Luke ties the events together when the special effects begin.  You heard them.  As the disciples huddled, in fear-filled lockdown, the Spirit of God showed up.  There was the rush of a mighty wind, tongues of fire, languages—all kinds of languages—connecting people who never knew they were connected.

In other words, in very dramatic fashion, the door to those disciples’ locked room was blown open.  The fear that was keeping them separated from each other and from the world around them was exposed and dismantled.  The Spirit of God showed up, and the disciples found themselves rubbing their eyes in disbelief, summoning whatever courage they could muster, and stepping up into the great call of being the church of Jesus Christ.

Some people might tell you they don’t read the Bible because it’s boring, but Luke’s version of the birthday of the church is pretty funny.  Imagine the disciples, the invitation of the Spirit there, right in front of them.  So they get up, and they go out into the crowds.  The wind was blowing and flames of fire were everywhere they looked and they began to speak in different languages.

In an instant they had been transformed from a closed, fear-filled special interest club into a community of transformed and transforming Jesus followers, boldly inviting anybody—anybody—who’d like to join them, to come on.

And folks thought they were drunk.  Crazy!

Because who has the courage to face big fears like theirs?  Who can summon the faith to step into a future they cannot see?  Who can imagine what God can accomplish through flawed and failed human efforts?

People who are drunk…or people whose hearts and lives and exclusive meeting rooms have been soundly and miraculously unlocked by the Spirit of God, a lively Presence who will not stand by idle when there is work to be done in the world, but who will rush in and blow the doors open, and enliven a people just about to give up.

Unlocked.  That’s what happens when God’s Spirit arrives.

This past week our world lost the wise and honest and lyrical voice of Maya Angelou.  I know that you, The Riverside Church community, had the honor of knowing her and welcoming her to this very place many times.  And perhaps like me, your life has been impacted by the legacy of this woman, who had the courage to name the pain of her life—of all of our lives—and refuse to stay locked in the chains of oppression, racism, violence, abuse, silence.

For several years after the worst childhood abuse, Maya Angelou just did not speak.  She could not talk.  The gifts she had to share with the world were locked inside, unable to make their way out.

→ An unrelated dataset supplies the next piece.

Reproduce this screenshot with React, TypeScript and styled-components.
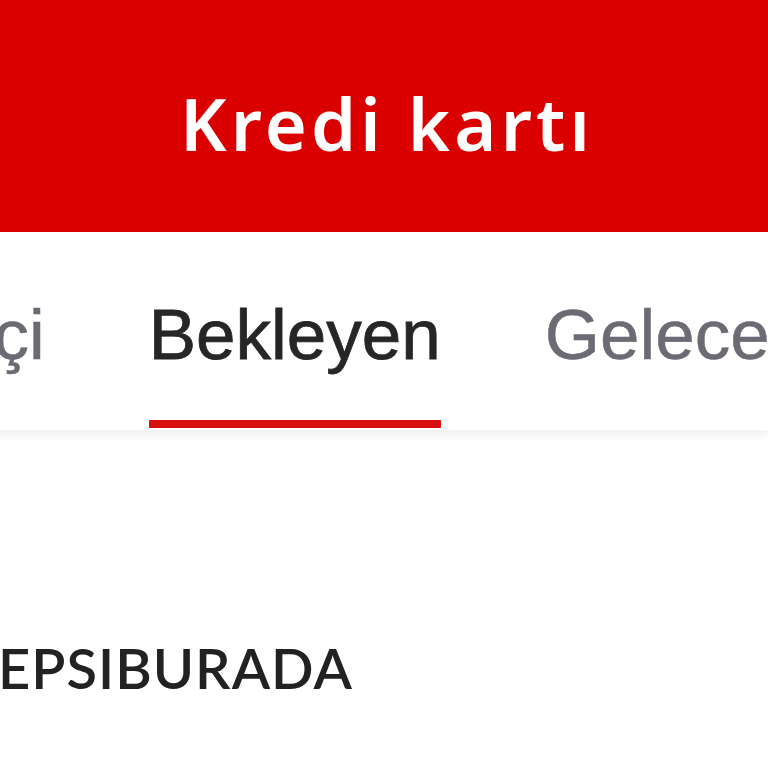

It was the beauty and power of words that opened her heart, that gave her the courage to speak again.  Her words:

“But a bird that stalks down his narrow cage
can seldom see through
his bars of rage

his wings are clipped and
his feet are tied
so he opens his throat to sing.

The caged bird sings
with fearful trill
of the things unknown
but longed for still

and his tune is heard
on the distant hill,
for the caged bird
sings of freedom.”[1]

We, the Church of Jesus Christ, look back on the first Day of Pentecost and it’s easy to want to want to run right back into our little, exclusive rooms, shut the doors, and lock them tight.  We are often very much like that caged bird, with clipped wings and tied feet.

Why?

Because we live in a society where the institutional church is becoming increasingly irrelevant.

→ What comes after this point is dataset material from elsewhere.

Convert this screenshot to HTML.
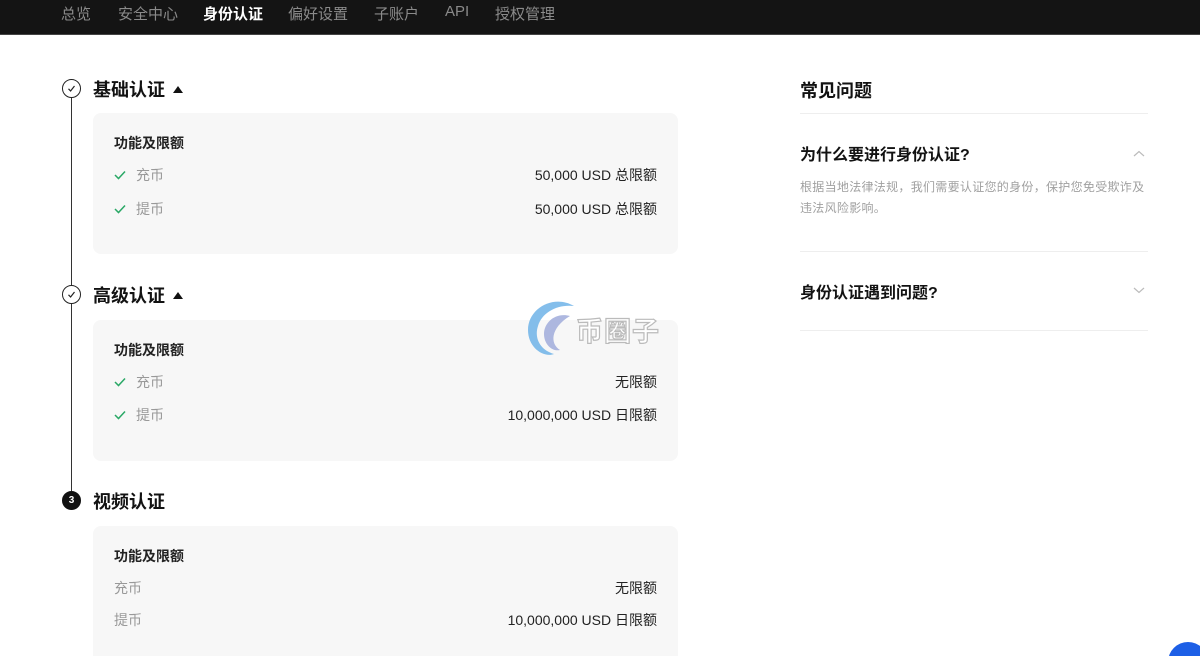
<!DOCTYPE html>
<html><head><meta charset="utf-8">
<style>
*{margin:0;padding:0;box-sizing:border-box}
html,body{width:1200px;height:656px;overflow:hidden}
body{background:#fff;font-family:"Liberation Sans","Noto Sans CJK SC",sans-serif;color:#121212;position:relative}
.nav{height:35px;background:#141414;border-bottom:1px solid #444;position:relative}
.nav span{position:absolute;top:3px;font-size:15px;color:#8a8a8a}
.nav span.on{color:#fff;font-weight:bold}
.line{position:absolute;left:71px;top:97px;width:1px;height:395px;background:#333}
.circ{position:absolute;left:62px;width:19px;height:19px;border:1.3px solid #222;border-radius:50%;background:#fff}
.circ svg{position:absolute;left:4px;top:4px}
.circ.n{background:#111;color:#fff;font-weight:bold;border-color:#111;font-size:10px;text-align:center;line-height:17px}
.h{position:absolute;left:93px;font-size:18px;font-weight:bold}
.tri{display:inline-block;width:0;height:0;border-left:5px solid transparent;border-right:5px solid transparent;border-bottom:7px solid #111;margin-left:8px;vertical-align:3px}
.card{position:absolute;left:93px;width:585px;background:#f7f7f7;border-radius:8px}
.card .t{position:absolute;left:21px;top:20px;font-size:14px;font-weight:bold;color:#222}
.row{position:absolute;left:21px;right:21px;font-size:14px;color:#999}
.row .r{position:absolute;right:0;top:0;color:#222}
.ck{display:inline-block;width:12px;height:10px;margin-right:10px;vertical-align:0}
.faq{position:absolute;left:800px;width:348px}
.blue{position:absolute;left:1168px;top:642px;width:40px;height:40px;border-radius:50%;background:#1d5fe6}
</style></head><body>
<div class="nav">
<span style="left:61px">总览</span>
<span style="left:118px">安全中心</span>
<span class="on" style="left:203px">身份认证</span>
<span style="left:288px">偏好设置</span>
<span style="left:374px">子账户</span>
<span style="left:445px">API</span>
<span style="left:495px">授权管理</span>
</div>
<div class="line"></div>
<div class="circ" style="top:79px"><svg width="9" height="9" viewBox="0 0 9 9"><path d="M1.5 4.8 L3.6 7 L7.5 2" fill="none" stroke="#222" stroke-width="1.2"/></svg></div>
<div class="h" style="top:76px">基础认证<span class="tri"></span></div>
<div class="card" style="top:113px;height:141px">
<div class="t">功能及限额</div>
<div class="row" style="top:52px"><svg class="ck" viewBox="0 0 12 10"><path d="M1 5 L4.5 8.5 L11 1.5" fill="none" stroke="#2aa866" stroke-width="1.5"/></svg>充币<span class="r">50,000 USD 总限额</span></div>
<div class="row" style="top:86px"><svg class="ck" viewBox="0 0 12 10"><path d="M1 5 L4.5 8.5 L11 1.5" fill="none" stroke="#2aa866" stroke-width="1.5"/></svg>提币<span class="r">50,000 USD 总限额</span></div>
</div>
<div class="circ" style="top:285px"><svg width="9" height="9" viewBox="0 0 9 9"><path d="M1.5 4.8 L3.6 7 L7.5 2" fill="none" stroke="#222" stroke-width="1.2"/></svg></div>
<div class="h" style="top:282px">高级认证<span class="tri"></span></div>
<div class="card" style="top:320px;height:141px">
<div class="t">功能及限额</div>
<div class="row" style="top:52px"><svg class="ck" viewBox="0 0 12 10"><path d="M1 5 L4.5 8.5 L11 1.5" fill="none" stroke="#2aa866" stroke-width="1.5"/></svg>充币<span class="r">无限额</span></div>
<div class="row" style="top:85px"><svg class="ck" viewBox="0 0 12 10"><path d="M1 5 L4.5 8.5 L11 1.5" fill="none" stroke="#2aa866" stroke-width="1.5"/></svg>提币<span class="r">10,000,000 USD 日限额</span></div>
</div>
<div class="circ n" style="top:491px">3</div>
<div class="h" style="top:488px">视频认证</div>
<div class="card" style="top:526px;height:150px">
<div class="t">功能及限额</div>
<div class="row" style="top:52px">充币<span class="r">无限额</span></div>
<div class="row" style="top:84px">提币<span class="r">10,000,000 USD 日限额</span></div>
</div>
<svg style="position:absolute;left:524px;top:298px" width="56" height="60" viewBox="0 0 56 60">
<path d="M50 8 C30 -4 4 10 4 32 C4 50 20 60 30 56 C16 52 10 40 14 28 C18 14 34 6 50 8Z" fill="#6fb3e8" opacity=".85"/>
<path d="M46 18 C32 14 20 24 20 36 C20 46 28 54 36 52 C26 46 26 30 46 18Z" fill="#9aa6d8" opacity=".8"/>
</svg>
<div style="position:absolute;left:576px;top:310px;font-size:27px;color:#fff;-webkit-text-stroke:1.2px #bbb;font-weight:bold;letter-spacing:1px">币圈子</div>
<div class="faq" style="top:77px;font-size:18px;font-weight:bold">常见问题</div>
<div class="faq" style="top:113px;border-top:1px solid #eee"></div>
<div class="faq" style="top:141px;font-size:16px;font-weight:bold">为什么要进行身份认证?</div>
<svg style="position:absolute;left:1133px;top:150px" width="12" height="7" viewBox="0 0 12 7"><path d="M1 6 L6 1.5 L11 6" fill="none" stroke="#bbb" stroke-width="1.2"/></svg>
<div class="faq" style="top:177px;font-size:12px;color:#a0a0a0;line-height:21px;letter-spacing:0.3px">根据当地法律法规，我们需要认证您的身份，保护您免受欺诈及<br>违法风险影响。</div>
<div class="faq" style="top:251px;border-top:1px solid #eee"></div>
<div class="faq" style="top:279px;font-size:16px;font-weight:bold">身份认证遇到问题?</div>
<svg style="position:absolute;left:1133px;top:287px" width="12" height="7" viewBox="0 0 12 7"><path d="M1 1 L6 5.5 L11 1" fill="none" stroke="#bbb" stroke-width="1.2"/></svg>
<div class="faq" style="top:330px;border-top:1px solid #eee"></div>
<div class="blue"></div>
</body></html>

Because those of us who have spent any time in the inner workings of the institutional church can quickly lean toward despair.

Because the history of the Church Universal has been marked by many shame-filled failures.

First animated by the Spirit of God, unlocked from the fear that kept the first Christians paralyzed, two thousand years have seen us often ineffectual and sometimes downright wrong.  We have not been an instrument of God’s grace and mercy and loving welcome in this world as often as we could have been.

How can we possibly summon the courage to step out again, to try to live into the promise of all God envisioned when she showed up on Pentecost and blew open the locks?

We can start by remembering those moments when we’ve summoned the courage to throw off chains of fear and run after God’s Spirit.  When we’ve managed to serve as an agent of healing and mercy and grace and radical welcome in this world, when we’ve gathered together to love each other, to do justice together, to model for the world the radical gospel of Jesus Christ that unlocks even the most tightly constrained hearts and minds and lives, and brings forth new life.

It’s been too long that we have struggled, locked away in fear and exclusion, forgetting the great mandate to which we have have been called.  As people of God, we claim again the words of the prophet Joel:

In the last days it will be, God declares,

that I will pour out my Spirit upon all flesh,

and your sons and your daughters shall prophesy,

and your young men shall see visions,

and your old men shall dream dreams…

Then everyone who calls on the name of the Lord shall be saved.”

So today, on the Day of Pentecost, we gather here, God’s people called to life together.  We’re not here to celebrate ourselves, to pat ourselves on the back for what a good job we’ve done.  No, we’re here to collectively summon the courage to believe: that God is here, and that God’s church can be a place where we are healed, where we heal each other, where together we heal the world.

Here’s how we begin:

We allow God’s Spirit to blow right in and unlock the doors to the rooms that have kept us apart.

We offer our hearts, open to those who walk beside us.

We offer our hands, unclenched joining others desperate to be the hands of God in this world.

We offer our lives—together—as agents of truth and wholeness and light in a broken world.

Happy birthday, Church of God.  God’s Spirit has unlocked the chains that have held you shackled to fear.  You are unleashed in the world again today.

Go and be who God has called you to be, for this hurting world needs the hope that you can offer:

No more locked rooms.

No more locked lives.

No more locked hearts.

God’s Spirit is here, and has unlocked everything that has held us captive.  We go boldly now, into the world, to be the church, together!

Amen.

 

[1] “I Know Why the Caged Bird Sings,” Maya Angelou.